WHAT THE TASK REQUIRES: Extract the lines between the ones holding "What React, TypeScript" and "number; $top: number;", inclusive, exactly as written and nothing more.

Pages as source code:

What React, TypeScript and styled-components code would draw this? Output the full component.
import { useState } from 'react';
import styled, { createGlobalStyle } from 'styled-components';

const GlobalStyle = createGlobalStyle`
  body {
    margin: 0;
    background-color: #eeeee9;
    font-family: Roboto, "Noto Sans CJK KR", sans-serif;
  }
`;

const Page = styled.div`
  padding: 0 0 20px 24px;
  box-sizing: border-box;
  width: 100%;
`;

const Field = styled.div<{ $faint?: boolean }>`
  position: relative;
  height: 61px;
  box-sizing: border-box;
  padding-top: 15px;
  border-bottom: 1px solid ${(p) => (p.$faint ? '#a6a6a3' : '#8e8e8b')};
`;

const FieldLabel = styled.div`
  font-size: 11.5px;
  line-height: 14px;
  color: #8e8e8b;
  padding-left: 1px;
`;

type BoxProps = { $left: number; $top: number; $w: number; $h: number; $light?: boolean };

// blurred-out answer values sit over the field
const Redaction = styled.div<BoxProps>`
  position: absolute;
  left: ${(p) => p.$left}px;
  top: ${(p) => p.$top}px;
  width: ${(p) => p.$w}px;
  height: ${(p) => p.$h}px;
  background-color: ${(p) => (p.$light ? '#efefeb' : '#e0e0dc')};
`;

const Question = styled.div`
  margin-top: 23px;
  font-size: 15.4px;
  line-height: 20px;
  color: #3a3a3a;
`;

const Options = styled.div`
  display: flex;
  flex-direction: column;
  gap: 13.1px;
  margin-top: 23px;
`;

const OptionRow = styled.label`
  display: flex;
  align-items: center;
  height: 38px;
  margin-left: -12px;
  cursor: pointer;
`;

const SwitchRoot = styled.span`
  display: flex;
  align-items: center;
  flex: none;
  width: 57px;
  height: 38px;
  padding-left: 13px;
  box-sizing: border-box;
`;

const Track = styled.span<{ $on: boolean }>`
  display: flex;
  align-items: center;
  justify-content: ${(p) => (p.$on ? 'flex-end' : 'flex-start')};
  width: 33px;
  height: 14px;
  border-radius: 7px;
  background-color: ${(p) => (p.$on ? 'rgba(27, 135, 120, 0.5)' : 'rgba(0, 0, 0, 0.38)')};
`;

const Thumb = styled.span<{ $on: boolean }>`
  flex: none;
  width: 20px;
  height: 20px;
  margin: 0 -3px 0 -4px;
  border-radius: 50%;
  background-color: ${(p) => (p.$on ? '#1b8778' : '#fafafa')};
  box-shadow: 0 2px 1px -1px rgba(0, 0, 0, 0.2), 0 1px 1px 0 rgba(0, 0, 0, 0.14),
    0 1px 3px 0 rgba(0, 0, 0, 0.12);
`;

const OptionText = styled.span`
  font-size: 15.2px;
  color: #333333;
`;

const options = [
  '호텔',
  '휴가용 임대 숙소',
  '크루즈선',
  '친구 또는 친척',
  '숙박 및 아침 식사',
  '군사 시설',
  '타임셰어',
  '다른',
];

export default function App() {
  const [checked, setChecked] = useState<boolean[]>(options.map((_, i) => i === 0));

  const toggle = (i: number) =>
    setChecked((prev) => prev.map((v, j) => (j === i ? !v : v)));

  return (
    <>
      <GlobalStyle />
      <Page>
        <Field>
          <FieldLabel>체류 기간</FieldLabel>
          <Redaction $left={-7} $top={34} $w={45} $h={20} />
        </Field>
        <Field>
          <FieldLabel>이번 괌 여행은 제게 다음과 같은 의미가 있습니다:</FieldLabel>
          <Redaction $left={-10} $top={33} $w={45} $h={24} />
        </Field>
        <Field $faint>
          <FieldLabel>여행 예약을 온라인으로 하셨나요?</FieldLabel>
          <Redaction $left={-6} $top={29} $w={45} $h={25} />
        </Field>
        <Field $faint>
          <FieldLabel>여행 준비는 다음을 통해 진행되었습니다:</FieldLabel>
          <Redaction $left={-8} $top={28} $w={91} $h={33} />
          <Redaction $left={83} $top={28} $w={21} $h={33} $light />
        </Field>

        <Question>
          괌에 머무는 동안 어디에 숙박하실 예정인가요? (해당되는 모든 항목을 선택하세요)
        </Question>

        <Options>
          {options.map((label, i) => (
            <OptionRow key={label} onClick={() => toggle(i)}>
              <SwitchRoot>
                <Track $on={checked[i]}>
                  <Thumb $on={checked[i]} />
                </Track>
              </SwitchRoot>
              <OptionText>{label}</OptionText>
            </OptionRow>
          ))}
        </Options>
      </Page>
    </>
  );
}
==
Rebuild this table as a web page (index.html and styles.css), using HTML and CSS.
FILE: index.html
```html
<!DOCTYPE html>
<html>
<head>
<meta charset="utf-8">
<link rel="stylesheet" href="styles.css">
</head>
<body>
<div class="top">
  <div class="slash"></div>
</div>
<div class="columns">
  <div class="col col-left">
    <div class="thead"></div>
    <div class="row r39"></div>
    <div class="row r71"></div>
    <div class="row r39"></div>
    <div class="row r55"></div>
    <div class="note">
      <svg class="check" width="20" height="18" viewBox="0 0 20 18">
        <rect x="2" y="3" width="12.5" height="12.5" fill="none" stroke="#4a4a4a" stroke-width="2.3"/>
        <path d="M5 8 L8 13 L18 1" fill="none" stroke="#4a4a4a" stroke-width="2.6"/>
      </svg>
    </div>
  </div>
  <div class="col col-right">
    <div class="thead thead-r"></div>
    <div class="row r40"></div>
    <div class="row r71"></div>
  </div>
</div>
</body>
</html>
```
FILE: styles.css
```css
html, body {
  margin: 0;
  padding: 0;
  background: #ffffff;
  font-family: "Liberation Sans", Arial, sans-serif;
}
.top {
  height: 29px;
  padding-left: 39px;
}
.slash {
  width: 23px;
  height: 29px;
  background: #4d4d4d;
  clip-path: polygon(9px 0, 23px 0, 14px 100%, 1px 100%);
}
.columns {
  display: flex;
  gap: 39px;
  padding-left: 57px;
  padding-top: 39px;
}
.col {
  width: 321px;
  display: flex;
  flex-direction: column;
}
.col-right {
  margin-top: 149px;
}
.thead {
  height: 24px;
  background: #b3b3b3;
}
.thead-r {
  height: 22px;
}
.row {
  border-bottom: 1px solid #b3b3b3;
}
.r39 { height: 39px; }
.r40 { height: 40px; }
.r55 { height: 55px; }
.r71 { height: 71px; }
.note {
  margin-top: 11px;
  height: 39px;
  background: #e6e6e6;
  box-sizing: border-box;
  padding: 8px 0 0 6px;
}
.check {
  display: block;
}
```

COMPLETE ANSWER:
What React, TypeScript and styled-components code would draw this? Output the full component.
import { useState } from 'react';
import styled, { createGlobalStyle } from 'styled-components';

const GlobalStyle = createGlobalStyle`
  body {
    margin: 0;
    background-color: #eeeee9;
    font-family: Roboto, "Noto Sans CJK KR", sans-serif;
  }
`;

const Page = styled.div`
  padding: 0 0 20px 24px;
  box-sizing: border-box;
  width: 100%;
`;

const Field = styled.div<{ $faint?: boolean }>`
  position: relative;
  height: 61px;
  box-sizing: border-box;
  padding-top: 15px;
  border-bottom: 1px solid ${(p) => (p.$faint ? '#a6a6a3' : '#8e8e8b')};
`;

const FieldLabel = styled.div`
  font-size: 11.5px;
  line-height: 14px;
  color: #8e8e8b;
  padding-left: 1px;
`;

type BoxProps = { $left: number; $top: number; $w: number; $h: number; $light?: boolean };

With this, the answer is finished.